By promoting the Airpass internationally, Azul is addressing three key concerns:

  1. Price predictability

  2. Ease of booking

  3. Network access

Instead of piecing together separate tickets, travelers can plan a coherent route before departure. That is particularly appealing for long-haul visitors who want to maximize their time in-country.

What This Means for the Travel Trade

For agencies and tour operators specializing in Brazil, the renewed international promotion of the Airpass creates an opportunity to upsell multi-destination packages.

A classic Rio-only itinerary can become:

Rio → Iguazu Falls → Salvador
São Paulo → Pantanal → Manaus
Recife → Fernando de Noronha → Belo Horizonte

The product aligns perfectly with curated, experience-driven travel, which continues to grow in demand.

Brazil as a Multi-Stop Story

At BTL 2026, Azul’s message was subtle but strategic: Brazil should not be reduced to one postcard image.
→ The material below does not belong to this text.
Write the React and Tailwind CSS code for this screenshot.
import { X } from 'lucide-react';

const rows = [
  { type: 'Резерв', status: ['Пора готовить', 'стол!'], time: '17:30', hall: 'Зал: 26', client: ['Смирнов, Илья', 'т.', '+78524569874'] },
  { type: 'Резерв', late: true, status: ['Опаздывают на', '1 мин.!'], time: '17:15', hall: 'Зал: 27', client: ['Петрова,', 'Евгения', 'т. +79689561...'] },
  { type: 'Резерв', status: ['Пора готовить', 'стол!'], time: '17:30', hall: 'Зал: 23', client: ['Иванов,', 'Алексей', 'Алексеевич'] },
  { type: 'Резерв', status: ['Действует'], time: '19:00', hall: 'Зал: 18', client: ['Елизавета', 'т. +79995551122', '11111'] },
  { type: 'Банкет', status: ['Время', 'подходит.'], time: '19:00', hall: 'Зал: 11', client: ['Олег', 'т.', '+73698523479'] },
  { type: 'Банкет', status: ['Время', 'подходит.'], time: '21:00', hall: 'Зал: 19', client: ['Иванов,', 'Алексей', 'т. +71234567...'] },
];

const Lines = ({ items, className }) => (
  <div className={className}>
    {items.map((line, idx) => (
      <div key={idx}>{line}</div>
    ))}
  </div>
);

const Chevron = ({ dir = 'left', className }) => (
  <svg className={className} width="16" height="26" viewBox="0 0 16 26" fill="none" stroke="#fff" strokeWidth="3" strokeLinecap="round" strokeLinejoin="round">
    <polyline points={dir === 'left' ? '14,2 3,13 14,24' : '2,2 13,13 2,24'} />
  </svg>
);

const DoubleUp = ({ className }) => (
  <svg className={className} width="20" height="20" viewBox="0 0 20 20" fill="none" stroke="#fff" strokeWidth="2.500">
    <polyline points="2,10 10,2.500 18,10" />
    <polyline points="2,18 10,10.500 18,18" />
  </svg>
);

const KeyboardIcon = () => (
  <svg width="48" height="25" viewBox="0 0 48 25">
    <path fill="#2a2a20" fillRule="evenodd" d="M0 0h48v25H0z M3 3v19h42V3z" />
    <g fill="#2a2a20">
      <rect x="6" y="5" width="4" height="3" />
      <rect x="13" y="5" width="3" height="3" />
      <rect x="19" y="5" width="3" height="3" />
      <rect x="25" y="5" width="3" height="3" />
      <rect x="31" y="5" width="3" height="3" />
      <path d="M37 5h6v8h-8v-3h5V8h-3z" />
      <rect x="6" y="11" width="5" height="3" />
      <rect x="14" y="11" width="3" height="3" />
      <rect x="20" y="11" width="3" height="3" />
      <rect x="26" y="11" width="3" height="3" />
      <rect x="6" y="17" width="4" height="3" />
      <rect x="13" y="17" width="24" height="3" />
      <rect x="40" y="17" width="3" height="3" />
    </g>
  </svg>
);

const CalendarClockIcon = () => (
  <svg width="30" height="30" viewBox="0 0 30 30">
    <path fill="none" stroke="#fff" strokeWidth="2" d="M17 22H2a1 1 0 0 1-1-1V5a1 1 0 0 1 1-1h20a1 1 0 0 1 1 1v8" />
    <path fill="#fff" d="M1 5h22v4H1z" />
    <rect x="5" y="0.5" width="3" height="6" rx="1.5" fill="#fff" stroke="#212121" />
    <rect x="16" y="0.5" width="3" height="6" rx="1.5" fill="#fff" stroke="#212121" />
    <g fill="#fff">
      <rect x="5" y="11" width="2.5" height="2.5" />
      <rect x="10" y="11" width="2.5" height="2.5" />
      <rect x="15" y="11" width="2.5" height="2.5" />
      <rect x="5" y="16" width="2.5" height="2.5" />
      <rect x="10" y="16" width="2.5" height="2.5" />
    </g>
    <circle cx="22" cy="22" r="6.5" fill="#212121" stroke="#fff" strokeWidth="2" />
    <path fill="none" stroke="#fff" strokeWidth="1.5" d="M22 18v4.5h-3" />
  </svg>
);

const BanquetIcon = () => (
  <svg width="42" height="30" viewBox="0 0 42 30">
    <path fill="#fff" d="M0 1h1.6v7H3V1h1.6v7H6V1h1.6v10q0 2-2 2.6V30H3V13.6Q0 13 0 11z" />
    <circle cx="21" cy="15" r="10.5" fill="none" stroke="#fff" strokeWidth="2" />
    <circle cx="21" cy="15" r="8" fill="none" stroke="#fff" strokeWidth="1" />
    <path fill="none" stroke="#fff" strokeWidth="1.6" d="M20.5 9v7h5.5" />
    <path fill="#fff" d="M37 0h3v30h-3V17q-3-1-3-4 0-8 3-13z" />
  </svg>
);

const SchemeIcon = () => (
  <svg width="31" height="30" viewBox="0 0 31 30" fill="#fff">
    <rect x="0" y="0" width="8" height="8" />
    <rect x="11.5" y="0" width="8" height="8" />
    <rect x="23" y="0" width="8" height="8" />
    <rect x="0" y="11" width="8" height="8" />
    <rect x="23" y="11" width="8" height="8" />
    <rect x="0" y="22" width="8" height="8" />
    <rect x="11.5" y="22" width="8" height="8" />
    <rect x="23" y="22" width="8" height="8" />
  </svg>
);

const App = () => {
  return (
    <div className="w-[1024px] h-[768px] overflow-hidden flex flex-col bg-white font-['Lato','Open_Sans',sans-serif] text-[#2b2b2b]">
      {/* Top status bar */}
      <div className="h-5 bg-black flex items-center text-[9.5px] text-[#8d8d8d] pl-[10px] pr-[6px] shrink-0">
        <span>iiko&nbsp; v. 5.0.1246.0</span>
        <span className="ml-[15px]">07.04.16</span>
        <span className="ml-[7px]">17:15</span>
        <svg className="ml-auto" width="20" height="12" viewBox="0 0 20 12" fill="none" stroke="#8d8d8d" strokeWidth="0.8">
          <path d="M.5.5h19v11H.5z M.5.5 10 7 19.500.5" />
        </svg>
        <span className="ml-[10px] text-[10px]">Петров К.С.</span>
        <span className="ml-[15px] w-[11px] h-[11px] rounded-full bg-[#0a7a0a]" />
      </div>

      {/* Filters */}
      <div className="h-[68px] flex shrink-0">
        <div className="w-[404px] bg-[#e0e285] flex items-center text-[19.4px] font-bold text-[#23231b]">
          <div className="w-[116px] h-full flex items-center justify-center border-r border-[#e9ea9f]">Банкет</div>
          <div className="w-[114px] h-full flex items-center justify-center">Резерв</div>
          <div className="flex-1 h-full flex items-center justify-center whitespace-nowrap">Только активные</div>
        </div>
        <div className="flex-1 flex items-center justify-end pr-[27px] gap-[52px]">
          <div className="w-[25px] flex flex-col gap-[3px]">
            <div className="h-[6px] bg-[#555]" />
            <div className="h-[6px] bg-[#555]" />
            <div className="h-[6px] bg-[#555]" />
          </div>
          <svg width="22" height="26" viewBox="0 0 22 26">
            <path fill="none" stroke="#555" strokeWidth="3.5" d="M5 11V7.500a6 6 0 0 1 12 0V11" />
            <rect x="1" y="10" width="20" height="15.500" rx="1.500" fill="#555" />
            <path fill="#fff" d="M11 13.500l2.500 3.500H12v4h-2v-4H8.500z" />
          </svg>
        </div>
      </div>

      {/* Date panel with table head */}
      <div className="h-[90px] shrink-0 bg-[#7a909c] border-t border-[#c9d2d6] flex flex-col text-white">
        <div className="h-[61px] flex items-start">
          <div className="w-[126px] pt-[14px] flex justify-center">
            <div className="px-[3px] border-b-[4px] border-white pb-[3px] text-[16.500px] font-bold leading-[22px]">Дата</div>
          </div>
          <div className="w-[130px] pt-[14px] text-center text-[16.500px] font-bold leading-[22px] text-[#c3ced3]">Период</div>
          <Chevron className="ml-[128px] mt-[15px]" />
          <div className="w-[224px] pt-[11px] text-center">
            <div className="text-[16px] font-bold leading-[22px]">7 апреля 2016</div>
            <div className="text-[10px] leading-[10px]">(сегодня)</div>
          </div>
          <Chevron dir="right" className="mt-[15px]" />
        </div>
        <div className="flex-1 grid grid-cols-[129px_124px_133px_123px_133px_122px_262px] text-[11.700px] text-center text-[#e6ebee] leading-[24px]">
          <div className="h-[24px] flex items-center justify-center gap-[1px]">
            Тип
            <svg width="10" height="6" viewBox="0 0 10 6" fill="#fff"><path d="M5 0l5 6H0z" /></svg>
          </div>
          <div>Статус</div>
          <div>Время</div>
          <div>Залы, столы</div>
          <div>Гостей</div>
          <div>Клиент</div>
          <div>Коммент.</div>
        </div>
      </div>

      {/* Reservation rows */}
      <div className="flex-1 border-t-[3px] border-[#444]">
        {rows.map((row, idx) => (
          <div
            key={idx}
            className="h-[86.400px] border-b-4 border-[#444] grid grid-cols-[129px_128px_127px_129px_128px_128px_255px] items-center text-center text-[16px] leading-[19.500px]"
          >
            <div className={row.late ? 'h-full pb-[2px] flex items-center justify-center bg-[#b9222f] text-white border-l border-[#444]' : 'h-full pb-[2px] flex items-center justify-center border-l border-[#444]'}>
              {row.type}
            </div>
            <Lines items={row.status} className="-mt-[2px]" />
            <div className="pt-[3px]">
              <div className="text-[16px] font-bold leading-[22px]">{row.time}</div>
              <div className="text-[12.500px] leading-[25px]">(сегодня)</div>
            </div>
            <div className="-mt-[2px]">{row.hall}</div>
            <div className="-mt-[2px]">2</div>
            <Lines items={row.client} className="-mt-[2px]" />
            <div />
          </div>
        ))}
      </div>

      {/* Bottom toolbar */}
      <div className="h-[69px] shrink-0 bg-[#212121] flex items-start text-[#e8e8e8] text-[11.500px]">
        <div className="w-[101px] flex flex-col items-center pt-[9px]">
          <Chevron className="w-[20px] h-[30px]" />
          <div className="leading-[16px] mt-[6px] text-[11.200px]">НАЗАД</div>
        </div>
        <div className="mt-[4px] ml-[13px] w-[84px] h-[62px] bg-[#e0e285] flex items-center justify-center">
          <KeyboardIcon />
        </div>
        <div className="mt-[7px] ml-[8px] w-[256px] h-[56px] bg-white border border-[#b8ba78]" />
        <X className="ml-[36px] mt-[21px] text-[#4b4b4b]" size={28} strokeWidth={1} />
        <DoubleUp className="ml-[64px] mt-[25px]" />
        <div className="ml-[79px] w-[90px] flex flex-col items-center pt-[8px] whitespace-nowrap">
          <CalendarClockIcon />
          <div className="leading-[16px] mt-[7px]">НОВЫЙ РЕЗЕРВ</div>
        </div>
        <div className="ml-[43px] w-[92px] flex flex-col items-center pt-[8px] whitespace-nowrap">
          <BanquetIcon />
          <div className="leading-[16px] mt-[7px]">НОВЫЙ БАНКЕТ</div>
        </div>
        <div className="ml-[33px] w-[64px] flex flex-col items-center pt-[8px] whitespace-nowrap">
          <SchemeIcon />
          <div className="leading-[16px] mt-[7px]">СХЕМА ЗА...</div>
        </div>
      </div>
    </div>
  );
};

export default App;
It is rainforest and megacity, colonial town and modern architecture, samba and silence.

The Brazil Airpass is the connective tissue.

For international travelers planning a trip to Brazil, this may be one of the most efficient ways to experience the country beyond a single skyline. And for Azul, it positions the airline not only as a carrier, but as a national network architect.

In a country measured in thousands of kilometers, connectivity is everything.